Nine Lancaster County farms are among 26 statewide that have been newly protected from future development, the Pennsylvania Department of Agriculture announced.
Local governments and the state together spent $6.4 million to acquire the farms' development rights, ensuring they will remain in agriculture. At 545 acres, the Lancaster County farms account for more than a quarter of the total of 1,969 acres preserved.
"Pennsylvania is home to some of the most fertile, non-irrigated soil in the nation, and we have been the most successful of any state in at protecting our prime farmland," Agriculture Secretary Russell Redding said. "This is one of our most important investments in feeding our families and our economy in years to come."
Lancaster County has the largest number of preserved farms in the state, with just over 115,000 acres on more than 1,500 farms preserved through the county's Agricultural Preserve Board, the nonprofit Lancaster Farmland Trust, and the two organizations' joint efforts, Preserve Board Director Matt Knepper said.

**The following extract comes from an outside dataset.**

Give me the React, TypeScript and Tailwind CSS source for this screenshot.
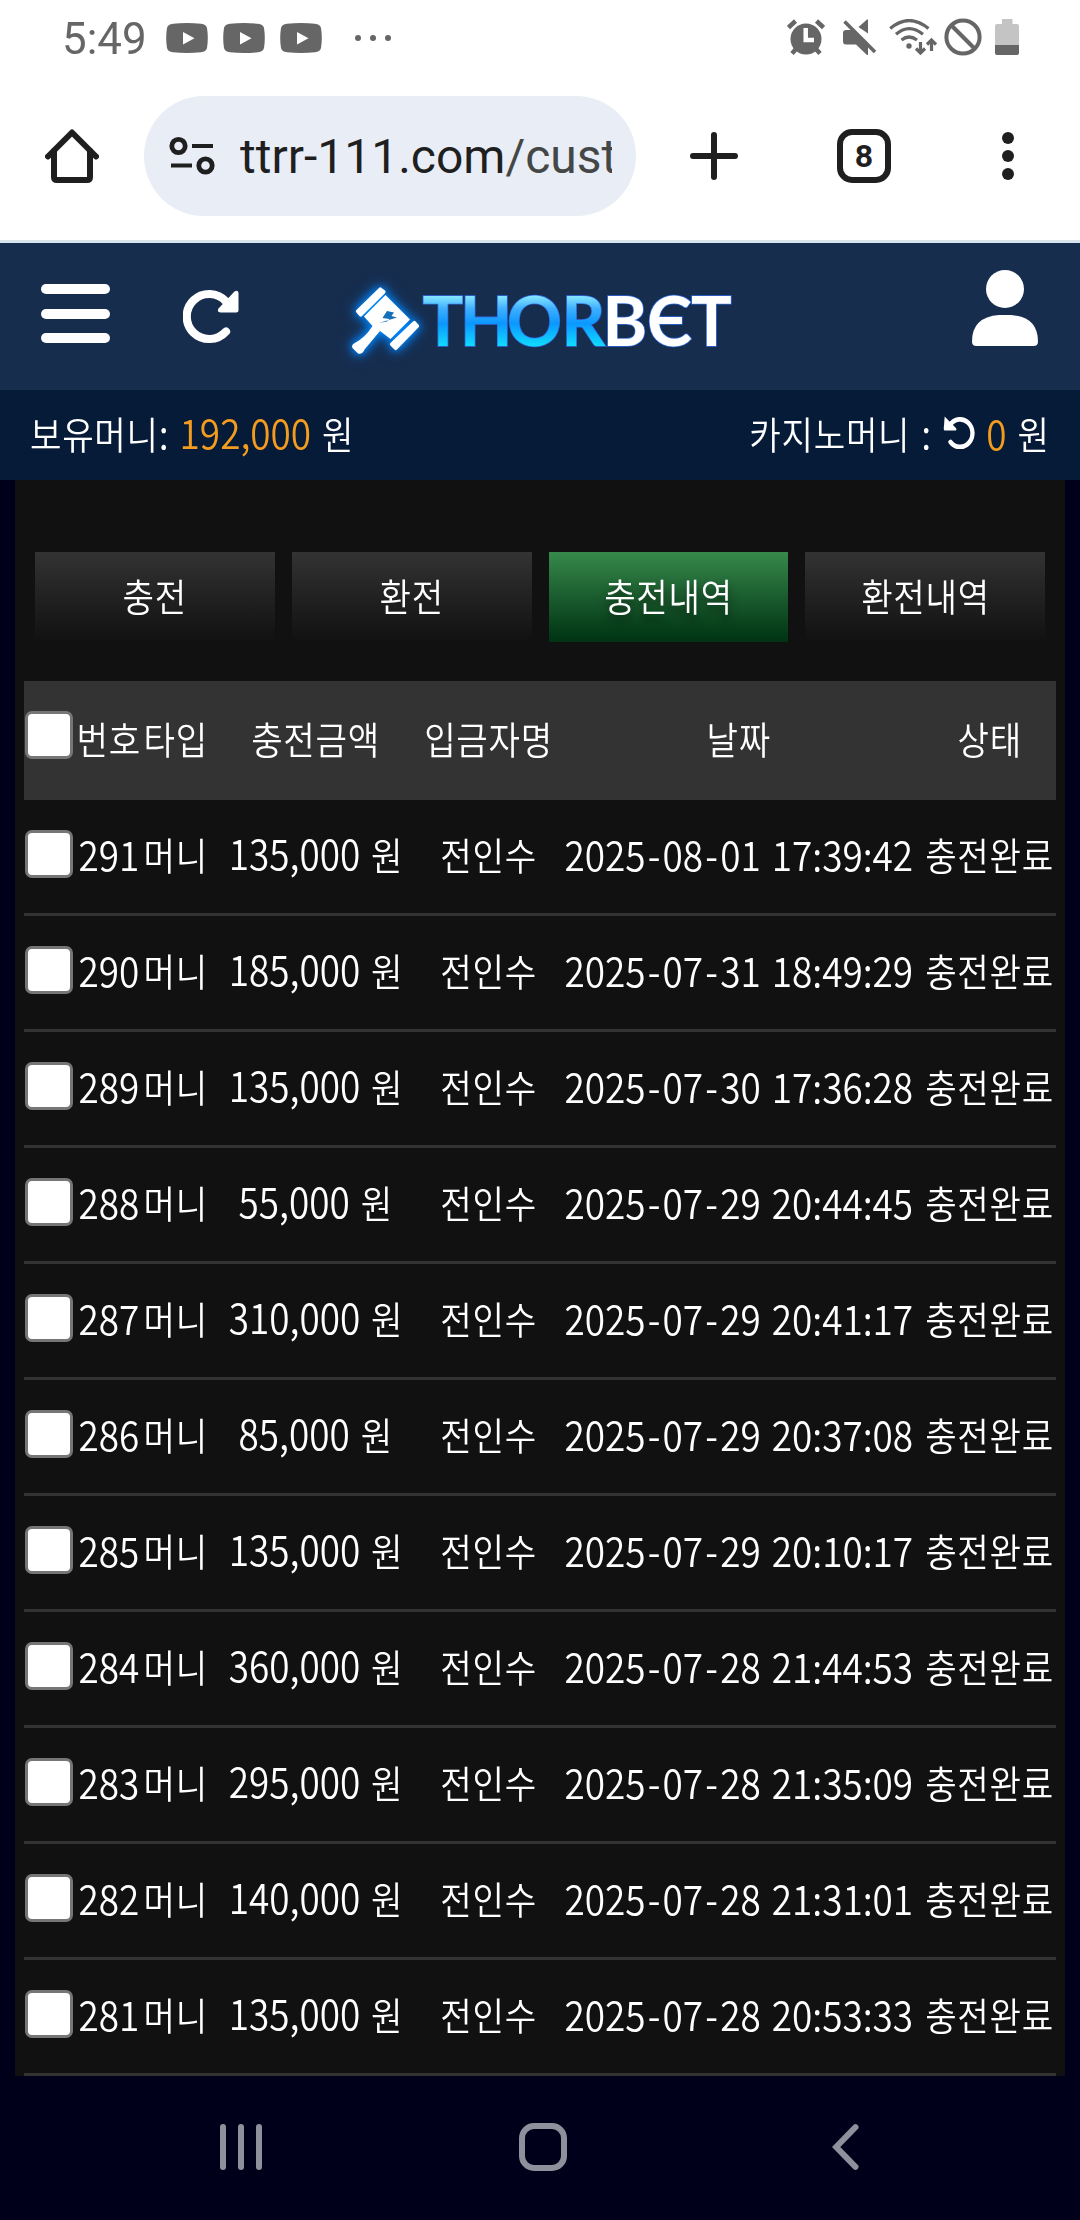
import { clsx } from "clsx";

const tabs = [
  { label: "충전", active: false },
  { label: "환전", active: false },
  { label: "충전내역", active: true },
  { label: "환전내역", active: false },
];

const columns = ["번호", "타입", "충전금액", "입금자명", "날짜", "상태"];

const deposits = [
  { no: 291, amount: "135,000", date: "2025-08-01 17:39:42" },
  { no: 290, amount: "185,000", date: "2025-07-31 18:49:29" },
  { no: 289, amount: "135,000", date: "2025-07-30 17:36:28" },
  { no: 288, amount: "55,000", date: "2025-07-29 20:44:45" },
  { no: 287, amount: "310,000", date: "2025-07-29 20:41:17" },
  { no: 286, amount: "85,000", date: "2025-07-29 20:37:08" },
  { no: 285, amount: "135,000", date: "2025-07-29 20:10:17" },
  { no: 284, amount: "360,000", date: "2025-07-28 21:44:53" },
  { no: 283, amount: "295,000", date: "2025-07-28 21:35:09" },
  { no: 282, amount: "140,000", date: "2025-07-28 21:31:01" },
  { no: 281, amount: "135,000", date: "2025-07-28 20:53:33" },
];

const rowGrid =
  "grid grid-cols-[50px_67px_67px_214px_132px_368px_134px] items-center";

// Condensed label: digits are a little larger than the Hangul next to them
function Label({ text, className }: { text: string; className?: string }) {
  const parts = text.split(/([가-힣]+|-)/).filter(Boolean);
  return (
    <span
      className={clsx(
        "inline-block whitespace-pre text-[41px] leading-[48px] [word-spacing:3px]",
        className
      )}
    >
      {parts.map((part, i) => {
        if (part === "-") {
          return (
            <span key={i} className="px-[2.5px]">
              -
            </span>
          );
        }
        if (/[가-힣]/.test(part)) {
          return (
            <span key={i} className="text-[38px] tracking-[0.8px]">
              {part}
            </span>
          );
        }
        return part;
      })}
    </span>
  );
}

function Cell({ text }: { text: string }) {
  return (
    <div className="flex min-w-0 justify-center pb-[7px] pl-[2px]">
      <Label text={text} className="scale-x-90" />
    </div>
  );
}

function Checkbox() {
  return (
    <input
      type="checkbox"
      className="ml-px block size-12 appearance-none rounded-[7px] border-[3px] border-[#767676] bg-white"
    />
  );
}

function VideoIcon() {
  return (
    <svg width="42" height="30" viewBox="0 0 42 30">
      <path
        d="M7 .8Q21-.6 35 .8Q40 1.2 41 5Q42.6 15 41 25Q40 28.8 35 29.2Q21 30.6 7 29.2Q2 28.8 1 25Q-.6 15 1 5Q2 1.2 7 .8Z"
        fill="#666"
      />
      <path d="M17 9v12.500l11.500-6.250z" fill="#fff" />
    </svg>
  );
}

function StatusBar() {
  return (
    <div className="flex h-[76px] items-center pr-[61px] pl-[62px]">
      <span className="w-[104px] origin-left scale-x-[0.975] font-[Roboto] text-[45px] leading-none text-[#666]">
        5:49
      </span>
      <div className="flex gap-[15px]">
        <VideoIcon />
        <VideoIcon />
        <VideoIcon />
      </div>
      <div className="ml-[33px] flex gap-[9px]">
        <i className="size-1.5 rounded-full bg-[#666]" />
        <i className="size-1.5 rounded-full bg-[#666]" />
        <i className="size-1.5 rounded-full bg-[#666]" />
      </div>

      <div className="ml-auto flex items-center pb-[2px]">
        {/* alarm */}
        <svg width="38" height="36" viewBox="0 0 38 36" fill="none">
          <circle cx="19" cy="20" r="15.500" fill="#666" />
          <path
            d="M1.500 8.500 8.500 2M36.500 8.500 29.500 2M9 30l-4 4.500M29 30l4 4.500"
            stroke="#666"
            strokeWidth="4.500"
          />
          <path d="M18.700 9v12h8.300" stroke="#fff" strokeWidth="4.500" />
        </svg>
        {/* muted */}
        <svg
          className="ml-[18px]"
          width="34"
          height="36"
          viewBox="0 0 34 36"
          fill="#666"
        >
          <path d="M3 11h8l14 13v12h-1L13 25.500H3Q0 25.500 0 22.500V14Q0 11 3 11ZM15.500 8 24 .5h1V14.500z" />
          <path d="M1.500 2.500 32 33" stroke="#666" strokeWidth="3.600" />
        </svg>
        {/* wifi */}
        <svg
          className="ml-[12px]"
          width="48"
          height="36"
          viewBox="0 0 48 36"
          fill="none"
          stroke="#666"
          strokeWidth="3.200"
        >
          <path d="M1.200 9.500Q20-6.500 39.500 9.500M7 15.200Q20 4 34 15.200M12.500 21Q20 15 28 21" />
          <circle cx="20" cy="27" r="2.700" fill="#666" stroke="none" />
          <path d="M31.500 23v11M27 29.500l4.500 4.500 4.500-4.500M42.500 32V21M38 25.500l4.500-4.500 4.500 4.500" />
        </svg>
        {/* do not disturb */}
        <svg
          className="ml-[7px]"
          width="38"
          height="38"
          viewBox="0 0 38 38"
          fill="none"
          stroke="#666"
          strokeWidth="4"
        >
          <circle cx="19" cy="19" r="16.600" />
          <path d="M7.500 7.500l23 23" />
        </svg>
        {/* battery */}
        <svg className="ml-[13px]" width="24" height="36" viewBox="0 0 24 36">
          <path
            d="M7 0h10.500v5H22Q24 5 24 7v19H0V7Q0 5 2 5h5z"
            fill="#c4c4c4"
          />
          <path d="M0 26h24v8Q24 36 22 36H2Q0 36 0 34z" fill="#666" />
        </svg>
      </div>
    </div>
  );
}

function BrowserBar() {
  return (
    <div className="flex h-[167px] items-center border-b-[3px] border-[#d9e3ec] pr-[66px] pb-1 pl-[45px]">
      <svg
        width="54"
        height="54"
        viewBox="0 0 54 54"
        fill="none"
        stroke="#1f1f1f"
        strokeWidth="6"
        strokeLinecap="round"
        strokeLinejoin="round"
      >
        <path d="M3 27.500 27 3.500l24 24" />
        <path d="M9 22v26q0 3 3 3h30q3 0 3-3V22" />
      </svg>

      <div className="ml-[45px] flex h-[120px] w-[492px] items-center rounded-full bg-[#e8edf6] pl-[25px]">
        <svg
          width="46"
          height="40"
          viewBox="0 0 46 40"
          fill="none"
          stroke="#1f1f1f"
          strokeWidth="4.800"
        >
          <circle cx="9.500" cy="10" r="6.700" />
          <path d="M23 10h21M2 29.500h21" strokeWidth="4.200" />
          <circle cx="36.500" cy="29.500" r="6.700" />
        </svg>
        <div className="mt-px ml-[25px] w-[372px] overflow-hidden whitespace-nowrap font-[Roboto] text-[48px] leading-[60px] text-[#1f1f1f]">
          ttrr-111.com<span className="text-[#444746]">/cust</span>
        </div>
      </div>

      <svg
        className="ml-[54px]"
        width="48"
        height="48"
        viewBox="0 0 48 48"
        stroke="#1f1f1f"
        strokeWidth="6"
        strokeLinecap="round"
      >
        <path d="M24 3v42M3 24h42" />
      </svg>
      <div className="ml-[99px] flex size-[54px] items-center justify-center rounded-[15px] border-[6px] border-[#1f1f1f] font-[Roboto] text-[32px] font-bold leading-none text-[#1f1f1f]">
        8
      </div>
      <div className="ml-auto flex flex-col gap-1.5">
        <i className="size-3 rounded-full bg-[#1f1f1f]" />
        <i className="size-3 rounded-full bg-[#1f1f1f]" />
        <i className="size-3 rounded-full bg-[#1f1f1f]" />
      </div>
    </div>
  );
}

function Logo() {
  return (
    <svg
      className="overflow-visible"
      width="400"
      height="100"
      viewBox="0 0 400 100"
    >
      <defs>
        <linearGradient
          id="ice"
          gradientUnits="userSpaceOnUse"
          x1="0"
          y1="26"
          x2="0"
          y2="76"
        >
          <stop offset="0" stopColor="#86e6ff" />
          <stop offset="0.25" stopColor="#3fb0ff" />
          <stop offset="0.55" stopColor="#0a98ff" />
          <stop offset="1" stopColor="#10dcff" />
        </linearGradient>
        <filter
          id="glow"
          x="-50%"
          y="-50%"
          width="200%"
          height="200%"
          colorInterpolationFilters="sRGB"
        >
          <feDropShadow
            dx="0"
            dy="0"
            stdDeviation="4"
            floodColor="#008cff"
            floodOpacity="1"
          />
          <feDropShadow
            dx="0"
            dy="0"
            stdDeviation="6"
            floodColor="#0080ff"
            floodOpacity="0.8"
          />
        </filter>
      </defs>
      <g filter="url(#glow)" fill="#fff">
        <path d="M49 18q1.300-1.300 2.600 0l3.400 2.600q1.300 1.300 0 2.600L32 46q-1.300 1.300-2.600 0l-3-3.500q-1.200-1.300 0-2.600z" />
        <path d="M55.500 25 80 49.500 60.500 69 50 61 34.500 79.500Q32 85 28 83.500L22.500 78Q21 75.500 24 73.500Q35 68 42.500 56L34 46.500z" />
        <path d="M83 51.500q1.300-1.300 2.600 0l3 3.200q1.300 1.300 0 2.600L67 79.500q-1.300 1.300-2.600 0l-4-4q-1.200-1.300 0-2.600z" />
      </g>
      <path
        d="M57 41l7 1.500-2.500 3.500 5.500 1.500L49 53l8-1.500 2.500-2.500-7-1z"
        fill="#1470b8"
      />
      <g
        className="font-[Lato] text-[68px] font-bold"
        stroke="#2f6be0"
        strokeWidth="1.600"
        paintOrder="stroke"
      >
        <text x="92.500 130 177 231.500" y="75.500" fill="url(#ice)">
          THOR
        </text>
        <text x="272.500 317 361" y="75.500" fill="#fff">
          BЄT
        </text>
      </g>
    </svg>
  );
}

function SiteHeader() {
  return (
    <header>
      <div className="flex h-[147px] bg-[#162d4e]">
        <div className="mt-[41px] ml-[41px] flex w-[69px] flex-col gap-[14.5px]">
          <i className="h-[10px] rounded-[5px] bg-white" />
          <i className="h-[10px] rounded-[5px] bg-white" />
          <i className="h-[10px] rounded-[5px] bg-white" />
        </div>
        <svg
          className="mt-[45px] ml-[73px]"
          width="56"
          height="56"
          viewBox="0 0 56 56"
          fill="none"
        >
          <path
            d="M43 13.500A22.500 22.500 0 1 0 43 43.500"
            stroke="#fff"
            strokeWidth="8.200"
            strokeLinecap="round"
          />
          <path
            d="M51.500 3.500Q55 1.500 55.500 5v17q0 2.500-2.500 2.500H37.500q-4-.5-2-4z"
            fill="#fff"
          />
        </svg>
        <div className="mt-[27px] ml-[91px]">
          <Logo />
        </div>
        <svg
          className="mt-[27px] mr-[42px] ml-auto"
          width="66"
          height="77"
          viewBox="0 0 66 77"
          fill="#fff"
        >
          <circle cx="33" cy="19" r="19" />
          <path d="M27 45h12q27 2 27 26.500 0 4.500-4.500 4.500h-57Q0 76 0 71.500 0 47 27 45z" />
        </svg>
      </div>

      <div className="flex h-[90px] items-center justify-between bg-[#061b38] pr-[30px] pb-[7px] pl-[30px]">
        <div className="flex origin-left scale-x-90 whitespace-pre">
          <Label text="보유머니: " />
          <Label className="text-[#f39c1f]" text="192,000" />
          <Label text=" 원" />
        </div>
        <div className="flex origin-right scale-x-90 items-center whitespace-pre">
          <Label text="카지노머니 : " />
          <svg width="37" height="34" viewBox="0 0 34 34" fill="none">
            <path
              d="M7.500 10A13.800 13.800 0 1 1 8 27"
              stroke="#fff"
              strokeWidth="4.800"
              strokeLinecap="round"
            />
            <path
              d="M1.500 1.500.5 14q0 1.500 1.500 1.500h11.500q2-.5.500-2.500z"
              fill="#fff"
            />
          </svg>
          <Label className="ml-3 text-[#f39c1f]" text="0" />
          <Label text=" 원" />
        </div>
      </div>
    </header>
  );
}

function NavigationBar() {
  return (
    <nav className="flex h-36 items-center pb-[2px] pl-[220px]">
      <div className="flex gap-3">
        <i className="h-[46px] w-1.5 rounded-full bg-[#908f9c]" />
        <i className="h-[46px] w-1.5 rounded-full bg-[#908f9c]" />
        <i className="h-[46px] w-1.5 rounded-full bg-[#908f9c]" />
      </div>
      <div className="ml-[257px] size-12 rounded-[15px] border-[6px] border-[#908f9c]" />
      <svg
        className="ml-[265px]"
        width="28"
        height="46"
        viewBox="0 0 28 46"
        fill="none"
        stroke="#908f9c"
        strokeWidth="6"
        strokeLinecap="round"
      >
        <path d="M23.500 3.200 4.200 23l19.300 19.800" />
      </svg>
    </nav>
  );
}

export default function App() {
  return (
    <div className="h-[2220px] w-[1080px] overflow-hidden bg-[#00001b] font-['Noto_Sans_CJK_KR',sans-serif] font-[350] text-white">
      <div className="bg-white font-normal">
        <StatusBar />
        <BrowserBar />
      </div>
      <SiteHeader />

      <main className="mx-[15px] h-[1596px] bg-[#111] px-[9px] pt-[72px]">
        <div className="mx-[11px] grid grid-cols-4 gap-[17px]">
          {tabs.map((tab) => (
            <button
              key={tab.label}
              className={clsx(
                "flex h-[90px] items-center justify-center bg-linear-to-b pb-[7px]",
                tab.active
                  ? "from-[#37894c] to-[#003313] [text-shadow:0_6px_9px_rgba(0,0,0,0.5)]"
                  : "from-[#333] to-[#111]"
              )}
            >
              <Label text={tab.label} className="scale-x-90" />
            </button>
          ))}
        </div>

        <div className="mt-[39px]">
          <div className={clsx(rowGrid, "h-[119px] bg-[#333]")}>
            <div className="-mt-3">
              <Checkbox />
            </div>
            {columns.map((column) => (
              <Cell key={column} text={column} />
            ))}
          </div>
          {deposits.map((d) => (
            <div
              key={d.no}
              className={clsx(rowGrid, "h-[116px] border-b-[3px] border-[#333]")}
            >
              <div className="-mt-[5px]">
                <Checkbox />
              </div>
              <Cell text={String(d.no)} />
              <Cell text="머니" />
              <Cell text={`${d.amount} 원`} />
              <Cell text="전인수" />
              <Cell text={d.date} />
              <Cell text="충전완료" />
            </div>
          ))}
        </div>
      </main>

      <NavigationBar />
    </div>
  );
}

Besides Lancaster, this latest round of preservation includes farms in the counties of Berks (4 farms), Mercer (3 farms), Northampton (2 farms) and and Blair, Chester, Dauphin, Fayette, Lehigh, Luzerne, Schuylkill and York counties (1 farm apiece).
Acquiring the Lancaster County farms' development rights cost $1.94 million, with the state providing $1.23 million (63.5%), Lancaster County $594,832 (30.7%) and townships $113,000 (5.8%). The properties are as follows:
- The Wayne S. and Brenda L. Baum Farm: Dairy farm, 16 acres
- The Christopher S. and Bethany G. Harnish Farm No. 1: Crop farm, 46 acres
- The Christopher S. and Bethany G. Harnish Farm No. 2: Crop farm, 48 acres
- The Galen C. Martin Farm: Crop farm, 56 acres
- John E. & Linda M. Shenk Farm: Crop and livestock farm, 35 acres
- Eli L. & Sadie S. Stoltzfus Farm: Dairy farm, 37 acres
- The Kenneth D. Myer Farm: Crop and livestock farm, 132 acres
- The Thomas E. & Lindsey A. Nauman Farm: Crop and livestock farm, 87 acres
- The Gerald M. & Lorene N. Nolt Farm: Crop and livestock farm, 88 acres
The state highlighted the Myer Farm, which it described as a highly productive "crop and heifer operation" in Mount Joy. It borders an urban growth area and contributes to an existing block of preserved farmland in the area that totals 800 acres.